Many people’s number one complaint about Prague is that it’s too touristy, but my reaction was the complete opposite. Yes, the tourists swarm to the city, but the city’s hallmark cafes, streetcars, parks – they are all also well used by the locals. Perhaps it’s just a little hard to imagine how such a storybook place can still exist and function in the modern world. I did benefit greatly from having a local friend show me around. Any city is infinitely more well appreciated when the experience is shared with a great friend and/or someone who can show you the “real” parts of the place.



Fun Facts: 

  • Beer is cheaper than water at $0.68/liter (and it’s good Czech beer).
  • Cannabis paraphernalia is abundant
  • Strip-club industry is on the rise.
  • Europe’s premier bachelor party destination for the reasons cited above
  • Surprisingly large population of Vietnamese immigrants

Vienna, Austria

Expectation: Cultural capital for the performing arts, intellectual hot bed (at least historically), home of the largest collection of Egon Schiele’s works.

Reality: Kind of racist, stuffy, and elitist. The Egon Schiele Museum was bomb though. My favorite part of Vienna was the museum’s exhibition at the time that explored Schiele’s romantic relationship with his muse, Wally. It was the most personal depiction of an artist and his works that I’ve ever seen, and thus also my favorite. Read more about their relationship here.


I know I sound kind of salty about Vienna but, I still had a grand old time because I was staying with my good friend. One of those friends with whom you can carry four hour long conversations and feel energized at the end instead of drained.

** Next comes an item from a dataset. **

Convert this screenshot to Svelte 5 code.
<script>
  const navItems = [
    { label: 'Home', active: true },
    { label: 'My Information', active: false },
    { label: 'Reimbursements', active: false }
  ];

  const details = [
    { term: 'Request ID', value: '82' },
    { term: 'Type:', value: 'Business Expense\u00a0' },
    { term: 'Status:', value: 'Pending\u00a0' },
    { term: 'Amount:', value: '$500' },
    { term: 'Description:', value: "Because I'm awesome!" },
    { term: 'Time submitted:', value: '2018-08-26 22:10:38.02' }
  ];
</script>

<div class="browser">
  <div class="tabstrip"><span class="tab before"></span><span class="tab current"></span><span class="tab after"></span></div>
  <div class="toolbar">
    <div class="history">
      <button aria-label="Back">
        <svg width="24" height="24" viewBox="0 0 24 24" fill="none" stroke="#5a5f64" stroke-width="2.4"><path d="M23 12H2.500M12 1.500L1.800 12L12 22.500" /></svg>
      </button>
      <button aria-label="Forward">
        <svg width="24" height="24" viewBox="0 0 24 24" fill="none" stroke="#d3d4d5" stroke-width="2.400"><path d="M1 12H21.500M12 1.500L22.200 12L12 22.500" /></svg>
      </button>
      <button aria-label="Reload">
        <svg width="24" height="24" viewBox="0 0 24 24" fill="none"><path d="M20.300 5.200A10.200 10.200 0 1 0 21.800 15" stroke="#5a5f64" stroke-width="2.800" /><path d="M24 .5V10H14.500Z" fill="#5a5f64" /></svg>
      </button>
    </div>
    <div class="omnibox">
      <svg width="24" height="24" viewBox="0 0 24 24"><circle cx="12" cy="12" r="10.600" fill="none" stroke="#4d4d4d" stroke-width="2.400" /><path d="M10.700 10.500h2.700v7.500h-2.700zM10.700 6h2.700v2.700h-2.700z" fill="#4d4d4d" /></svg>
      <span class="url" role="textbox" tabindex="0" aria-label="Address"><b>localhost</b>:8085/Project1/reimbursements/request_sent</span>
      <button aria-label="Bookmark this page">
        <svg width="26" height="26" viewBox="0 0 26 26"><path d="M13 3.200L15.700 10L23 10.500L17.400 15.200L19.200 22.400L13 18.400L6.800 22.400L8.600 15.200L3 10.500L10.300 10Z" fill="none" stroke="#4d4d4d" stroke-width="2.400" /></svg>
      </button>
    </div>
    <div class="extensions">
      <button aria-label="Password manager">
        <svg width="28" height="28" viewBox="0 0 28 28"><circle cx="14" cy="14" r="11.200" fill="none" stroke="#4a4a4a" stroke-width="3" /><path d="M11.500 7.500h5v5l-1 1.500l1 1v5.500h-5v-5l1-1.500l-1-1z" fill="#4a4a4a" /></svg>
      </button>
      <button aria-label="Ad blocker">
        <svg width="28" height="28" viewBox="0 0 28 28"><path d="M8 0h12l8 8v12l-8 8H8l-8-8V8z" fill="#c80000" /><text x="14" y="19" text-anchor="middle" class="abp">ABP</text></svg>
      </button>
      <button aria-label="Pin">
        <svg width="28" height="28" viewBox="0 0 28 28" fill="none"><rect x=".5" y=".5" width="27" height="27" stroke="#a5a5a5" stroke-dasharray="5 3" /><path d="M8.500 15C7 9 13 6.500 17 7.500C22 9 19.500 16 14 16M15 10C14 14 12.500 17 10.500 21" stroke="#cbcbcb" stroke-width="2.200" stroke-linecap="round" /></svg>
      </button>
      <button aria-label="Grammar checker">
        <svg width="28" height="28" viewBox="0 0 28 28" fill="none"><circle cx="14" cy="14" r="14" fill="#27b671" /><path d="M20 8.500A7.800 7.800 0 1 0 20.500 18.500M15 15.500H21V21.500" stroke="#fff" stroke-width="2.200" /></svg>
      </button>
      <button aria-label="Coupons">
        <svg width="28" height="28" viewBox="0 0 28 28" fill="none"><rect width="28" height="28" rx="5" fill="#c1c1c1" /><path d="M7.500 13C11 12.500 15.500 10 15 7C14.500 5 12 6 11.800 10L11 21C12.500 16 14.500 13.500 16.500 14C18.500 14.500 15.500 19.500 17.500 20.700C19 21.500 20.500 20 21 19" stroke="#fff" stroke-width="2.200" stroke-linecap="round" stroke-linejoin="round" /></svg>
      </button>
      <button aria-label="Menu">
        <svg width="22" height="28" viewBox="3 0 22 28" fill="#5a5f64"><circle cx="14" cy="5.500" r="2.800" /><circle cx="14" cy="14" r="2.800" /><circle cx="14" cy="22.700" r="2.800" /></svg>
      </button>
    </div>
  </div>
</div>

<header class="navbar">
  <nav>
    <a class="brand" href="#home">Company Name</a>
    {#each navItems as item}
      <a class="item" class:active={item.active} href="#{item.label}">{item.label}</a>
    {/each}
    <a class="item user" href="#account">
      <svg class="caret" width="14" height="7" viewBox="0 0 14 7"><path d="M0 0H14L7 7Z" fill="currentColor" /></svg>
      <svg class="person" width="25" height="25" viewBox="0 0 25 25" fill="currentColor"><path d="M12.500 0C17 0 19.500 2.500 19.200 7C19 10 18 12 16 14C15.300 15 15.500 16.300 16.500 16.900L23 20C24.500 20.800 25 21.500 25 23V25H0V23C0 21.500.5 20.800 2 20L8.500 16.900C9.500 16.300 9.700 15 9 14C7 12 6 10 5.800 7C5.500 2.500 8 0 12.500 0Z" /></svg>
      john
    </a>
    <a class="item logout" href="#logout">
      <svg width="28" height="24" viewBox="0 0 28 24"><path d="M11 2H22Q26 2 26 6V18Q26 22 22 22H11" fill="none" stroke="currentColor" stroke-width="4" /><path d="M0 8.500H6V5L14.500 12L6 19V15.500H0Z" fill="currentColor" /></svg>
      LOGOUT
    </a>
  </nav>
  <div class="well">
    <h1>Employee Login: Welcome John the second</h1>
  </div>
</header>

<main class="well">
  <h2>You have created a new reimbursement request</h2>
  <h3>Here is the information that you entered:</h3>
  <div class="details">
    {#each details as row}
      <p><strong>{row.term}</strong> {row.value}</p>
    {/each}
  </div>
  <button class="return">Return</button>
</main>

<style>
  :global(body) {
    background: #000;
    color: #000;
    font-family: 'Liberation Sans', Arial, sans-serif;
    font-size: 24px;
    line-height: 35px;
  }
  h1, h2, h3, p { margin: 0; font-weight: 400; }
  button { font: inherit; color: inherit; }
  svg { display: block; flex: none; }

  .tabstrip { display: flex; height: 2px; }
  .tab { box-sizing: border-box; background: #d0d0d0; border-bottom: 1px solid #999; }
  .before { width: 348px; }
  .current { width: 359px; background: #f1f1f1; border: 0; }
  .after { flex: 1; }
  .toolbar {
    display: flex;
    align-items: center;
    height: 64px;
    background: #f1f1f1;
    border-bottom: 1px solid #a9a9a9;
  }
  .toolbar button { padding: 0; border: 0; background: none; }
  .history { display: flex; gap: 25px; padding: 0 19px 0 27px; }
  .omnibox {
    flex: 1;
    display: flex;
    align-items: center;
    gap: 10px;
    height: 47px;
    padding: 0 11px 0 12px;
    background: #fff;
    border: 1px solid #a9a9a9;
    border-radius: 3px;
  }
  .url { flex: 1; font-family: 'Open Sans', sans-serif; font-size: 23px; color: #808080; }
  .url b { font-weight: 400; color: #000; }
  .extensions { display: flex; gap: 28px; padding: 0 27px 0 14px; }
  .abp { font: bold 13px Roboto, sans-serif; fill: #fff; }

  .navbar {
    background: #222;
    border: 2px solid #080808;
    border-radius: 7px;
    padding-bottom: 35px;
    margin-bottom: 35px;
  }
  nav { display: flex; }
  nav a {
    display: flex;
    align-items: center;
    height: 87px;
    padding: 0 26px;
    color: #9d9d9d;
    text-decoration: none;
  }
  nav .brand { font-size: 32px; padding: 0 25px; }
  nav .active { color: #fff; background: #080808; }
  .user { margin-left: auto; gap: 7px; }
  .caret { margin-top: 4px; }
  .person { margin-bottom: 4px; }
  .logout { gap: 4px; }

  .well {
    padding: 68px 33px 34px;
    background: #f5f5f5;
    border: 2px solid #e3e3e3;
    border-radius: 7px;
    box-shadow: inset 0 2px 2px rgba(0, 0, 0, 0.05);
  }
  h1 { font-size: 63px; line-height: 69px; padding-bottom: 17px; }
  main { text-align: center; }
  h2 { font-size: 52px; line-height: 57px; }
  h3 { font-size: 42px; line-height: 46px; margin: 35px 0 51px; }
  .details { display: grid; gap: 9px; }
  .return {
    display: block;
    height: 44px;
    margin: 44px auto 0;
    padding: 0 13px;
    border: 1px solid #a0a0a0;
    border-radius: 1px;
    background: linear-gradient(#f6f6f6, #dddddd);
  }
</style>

Oh, despite the snootiness, Vienna really does have the best coffee in Europe. That melange…IMG_3134

All in all, Central Europe shouldn’t be skipped over! In fact, it should be a prime destination. It’s so affordable, so well preserved, and really quite different from Western Europe. I was kinda broke so I took the buses a lot, but if you get a chance, take the trains! You will be treated to a view of twisting rivers snaking through forested valleys and dotted with colorful homes. Leisurely train rides through Europe must have been modeled on the ones going through Central Europe. That dining car and its frothy cappucinos are just quintessential European Backpacking Perfection.